What is the standard format for Go USB Drives

Every storage device you connect to your computer must be formatted before it will work properly. This applies to hard drives, optical discs and USB jump drives, also called flash drives. Although jump drives are usually formatted by the factory, you can reformat the drive yourself as needed. FAT file system
USB drives are formatted much like the hard drive on an older computer, using the FAT file structure. FAT stands for File Allocation Table and is essentially a method for organizing data. Some flash drives are FAT16 and others are FAT32. The numbers refer to how the data bits are organized into groups. The higher the number, the more efficiently the unit can make use of available storage space.

Limitations of FAT
As drive capacities have increased over the years, the FAT file structure has had a difficult time keeping up.
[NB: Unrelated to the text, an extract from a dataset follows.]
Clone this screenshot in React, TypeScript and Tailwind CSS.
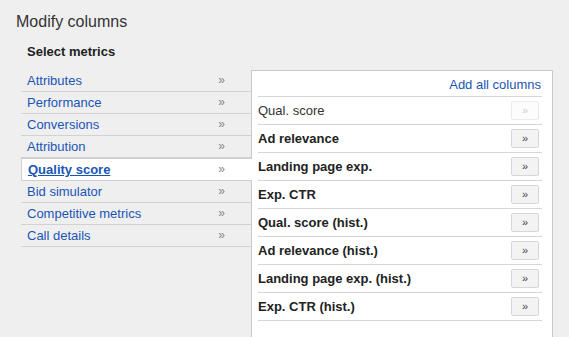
import React from "react";

const categories = [
  "Attributes",
  "Performance",
  "Conversions",
  "Attribution",
  "Quality score",
  "Bid simulator",
  "Competitive metrics",
  "Call details",
];

const metrics = [
  { label: "Qual. score", added: true },
  { label: "Ad relevance" },
  { label: "Landing page exp." },
  { label: "Exp. CTR" },
  { label: "Qual. score (hist.)" },
  { label: "Ad relevance (hist.)" },
  { label: "Landing page exp. (hist.)" },
  { label: "Exp. CTR (hist.)" },
];

function CategoryRow({ label, active }: { label: string; active: boolean }) {
  if (active) {
    return (
      <li className="relative z-10 -mr-px flex h-[23px] items-center justify-between border-y border-l border-[#cfcfcf] bg-white pl-[6px] pr-[27px]">
        <a className="font-bold text-[#1a55b5] underline">{label}</a>
        <span className="text-[12px] text-[#888]">»</span>
      </li>
    );
  }
  return (
    <li className="flex h-[22px] items-center justify-between border-b border-[#d2d2d2] pl-[6px] pr-[26px]">
      <a className="text-[#1a55b5]">{label}</a>
      <span className="text-[12px] text-[#888]">»</span>
    </li>
  );
}

function MetricRow({ label, added }: { label: string; added?: boolean }) {
  return (
    <li className="flex h-[28px] items-center justify-between border-b border-[#d6d6d6] pr-[3px]">
      <span className={added ? "text-[#333]" : "font-bold text-[#222]"}>{label}</span>
      <button
        className={
          added
            ? "flex h-[19px] w-[28px] items-center justify-center rounded-[2px] border border-[#ebebeb] bg-[#fcfcfc] text-[11px] text-[#ccc]"
            : "flex h-[19px] w-[28px] items-center justify-center rounded-[2px] border border-[#d6d6d6] bg-[#f3f3f3] text-[11px] text-[#444]"
        }
      >
        »
      </button>
    </li>
  );
}

export default function App() {
  return (
    <div className="h-[337px] w-[569px] overflow-hidden bg-[#efefef] font-['Liberation_Sans',Arial,sans-serif] text-[13px] leading-[15px]">
      <h1 className="pl-4 pt-[12px] text-[16px] leading-5 text-[#333]">Modify columns</h1>
      <h2 className="mt-[12px] pl-[27px] font-bold text-[#222]">Select metrics</h2>

      <div className="mt-[11px] flex pl-[21px]">
        <ul className="w-[230px]">
          {categories.map((c) => (
            <CategoryRow key={c} label={c} active={c === "Quality score"} />
          ))}
        </ul>

        <div className="h-[300px] w-[302px] border border-[#c8c8c8] bg-white pl-[6px] pr-[10px]">
          <div className="flex h-[26px] justify-end border-b border-[#d6d6d6] pr-[1px] pt-[6px]">
            <a className="text-[#1a55b5]">Add all columns</a>
          </div>
          <ul>
            {metrics.map((m) => (
              <MetricRow key={m.label} label={m.label} added={m.added} />
            ))}
          </ul>
        </div>
      </div>
    </div>
  );
}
For example, FAT32 drives can support up to 2 terrabytes (TB) of data. As of 2010, external hard drives with a capacity of 1TB are becoming more and more common, and flash drives are not far behind. Once the drives reach the limits of the FAT architecture, other file systems will have to be used, creating backward compatibility issues.
NTFS
NTFS, which stands for New Technology File System, is an alternative for formatting large drives. A flash drive comes from the manufacturer formatted to FAT16 or FAT32 specifications, however, you can reformat the drive to NTFS. Reformatting deletes all the data on the drive and doesn’t change the maximum amount of data it can hold, but changing the way your flash drive allocates files can improve the performance and efficiency of an already usable storage device.